こうして三好長慶は、絶頂から一転して重大な危機をむかえた。この情勢を前に、さきに三好方各武将から禁制をうけた富田林道場の人々は、両軍の合戦がいまだはじまらない永禄四年九月に、前守護畠山高政、前守護代湯川直光の禁制をうけた。畠山勢の勝利に備えて、いわば保険をかけたのである。永禄四年九月日付「河内富田中村」宛、源(畠山)高政禁制が興正寺文書に伝わり、同年九月一三日付「石川林之御坊」宛、(湯川)直光禁制が「興正寺由緒書抜」に書写されている。宛先の「石川林之御坊」は、「富田林」の「富田」が書写の際脱落したものであろう。また畠山高政の禁制の宛先が「富田中村」とある理由はよくわからないが、原本が興正寺に伝わることからすれば、「富田林」宛とみてまちがいないであろう(中世九五)。この二通の禁制は、おそらく当時和泉にあった畠山高政・湯川直光の陣所まで人を派遣してうけてきたものであろう。軍事情勢の変転を前に、寺社や村人たちは、忙しくそして機敏に対応せねばならなかった。

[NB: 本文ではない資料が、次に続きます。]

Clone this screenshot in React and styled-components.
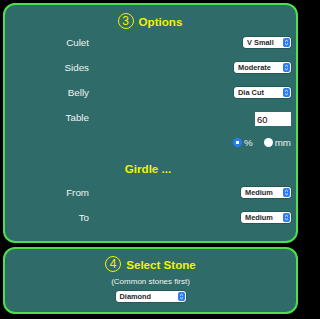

翌永禄五年三月五日、久米田(現岸和田市)にあった大将三好実休の本陣に対し、畠山勢は総攻撃をしかけた。そして実休を討ち死させ、三好勢二〇〇人を討ちとる大勝利をあげた。大敗した三好軍は、阿波・讃岐(現香川県)などそれぞれの本国に逃げ帰り、城主三好実休が討ち死した高屋城はあき城になった。そこで畠山高政は、高屋城を回復した。前年九月にいち早く畠山高政らの禁制をうけた富田林の人々の予想は、みごとに適中したのである(『細川両家記』)。
久米田の戦いの直後、同年三月一七日付で、惣分沙汰所勢尊から「富田林御坊」に宛てた、大樽(酒)二〇荷・三種(肴か)の請取がある(興正寺文書)。「興正寺由緒書抜」の写では請取人の署名が欠落しているが、文書のはじめに、「開発の所惣分沙汰所迄差出され候音物の請取書」と注記されている。「惣分沙汰所」とは紀伊根来寺の武力集団の中心をなす行人(ぎょうにん)方の執行機関である。
根来寺衆は、畠山勢の有力な集団をなしており、日付からすれば当然戦勝祝賀の意がこめられていてよいが、注記のはじめに「開発の所」と書かれており、「富田林」寺内町の開発をはじめたについて、こんどは根来寺惣分沙汰所にも音物(挨拶)として莫大な酒などを贈ったものと考えられる。三好勢と対決しながら、このころ根来寺の勢力が河内南部に強くおよんできていることは、永禄四年一〇月に観心寺は大伝法院(根来寺)惣分沙汰所祐範の禁制をうけていることによっても知られる(「観心寺文書」五六八)。富田林市域にも後にはより明瞭に根来寺の勢力が及んでくるが、その最初の史料が、この請取である。